After these are scored, the player that has accumulated the most overall Victory Points is declared the winner.





Kanban features an incredible mixture of theme and heavy Euro mechanics that packaged together will no doubt receive 2014 Game of the Year nominations. The amount of ingenuity and innovative bits and pieces that make up this game is quite remarkable, beginning with Sandra. The Sandra mechanic not only forces players to work towards their certifications in all areas of the factory (thus keeping players from solely focusing on one area only, ignoring the others), but she also takes the role of minor cleanup steps when visiting a department, can affect player’s decisions on their options for turn order, and can also affect the length of the game based on how often she visits her office in Administration. The use the Sandra mechanic and the way she’s designed to urge players to rush against time to take actions and complete goals that will please her is thematically brilliant. No one wants to be last in their training when she comes to review the department. No one wants to be the 3rd person in line to tell her how they’ve completed a goal that two other people have already earned her favor for. Everyone wants to please Sandra, but in the back of their mind, everyone is a bit afraid of her. That’s a true boss mechanic, and it works great in Kanban.

While the game board can seem quite busy for new players, the departments are laid out in a way that makes sense once you can grasp the theme of how an auto factory works. Parts are needed from Logistics to supply the Assembly Department with what they need to build the cars. Once the cars are built, they go to the testing track where players can test them to upgrade the parts within or use the designs from the Design Department to pull them into their personal garages. Players compete to complete daily goals that will earn them seats at the next meeting. The more seats they have earned, the more opportunities they have to impress Sandra.

Certifications are also thematically woven into the confines of the game. As players become certified in the various departments, they become more valuable to the factory itself, thus they are given “raises” that will allow them a larger garage, available parts vouchers, an extra seat at the meeting table, etc. Even the idea of using “shifts” as the action mechanic works well thematically. The more time spent in a department, the more actions you’ll be able to take. Players can earn extra shifts and spend those extra shifts as overtime to do additional actions, even if the space they are on don’t allow it. Sandra is even a bit more lenient on those that have failed to work on their certifications in certain departments if she sees that they have earned extra shifts.
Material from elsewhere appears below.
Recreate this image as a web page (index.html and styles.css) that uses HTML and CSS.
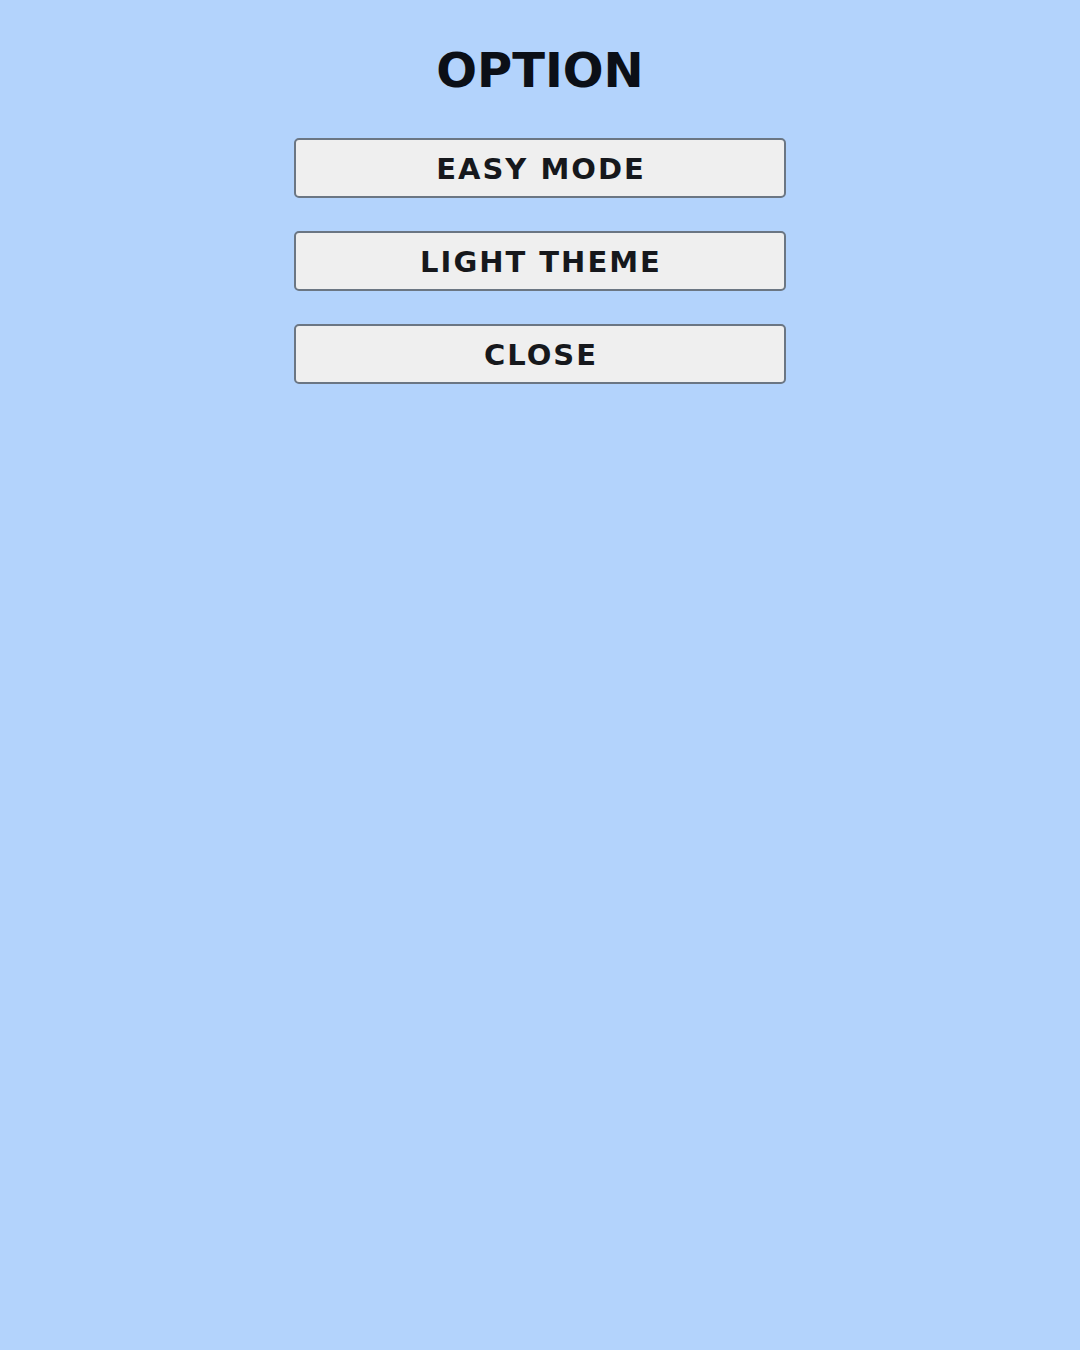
FILE: index.html
```html
<!DOCTYPE html>
<html>
<head>
<meta charset="utf-8">
<link rel="stylesheet" href="styles.css">
</head>
<body>
<main class="menu">
  <h1 class="title">OPTION</h1>
  <div class="buttons">
    <button class="btn">EASY MODE</button>
    <button class="btn">LIGHT THEME</button>
    <button class="btn">CLOSE</button>
  </div>
</main>
</body>
</html>
```

FILE: styles.css
```css
html, body {
  margin: 0;
  padding: 0;
  width: 1080px;
  height: 1350px;
  background: #b3d3fc;
  overflow: hidden;
}
.menu {
  display: flex;
  flex-direction: column;
  align-items: center;
  padding-top: 42px;
}
.title {
  margin: 0;
  font-family: "DejaVu Sans", sans-serif;
  font-weight: bold;
  font-size: 48px;
  line-height: 56px;
  letter-spacing: 0;
  color: #0b0f17;
}
.buttons {
  display: flex;
  flex-direction: column;
  gap: 33px;
  margin-top: 40px;
}
.btn {
  width: 492px;
  height: 60px;
  box-sizing: border-box;
  background: #efefef;
  border: 2px solid #6b7683;
  border-radius: 5px;
  font-family: "DejaVu Sans", sans-serif;
  font-weight: bold;
  font-size: 29px;
  letter-spacing: 2px;
  color: #16181c;
  padding: 2px 0 0 2px;
}
```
As a Euro-driven strategy game, Kanban is well designed and well worth heavy praise. But being able to merge a theme so well within the mechanics themselves places this game on a whole new level. I’m not someone that could tell you anything about how a car works or explain to you where you could even find a Chasis on one. I don’t even change my own oil. I could really care less about a car factory and would probably be pretty bored if I were to ever tour one. But Kanban makes me care about doing what I need to do to please Sandra. I continuously try to complete goals and order the car parts I need to be able to build the cars I need to test designs and earn Victory Points. When a game provides that type of engagement, it’s well worth a look.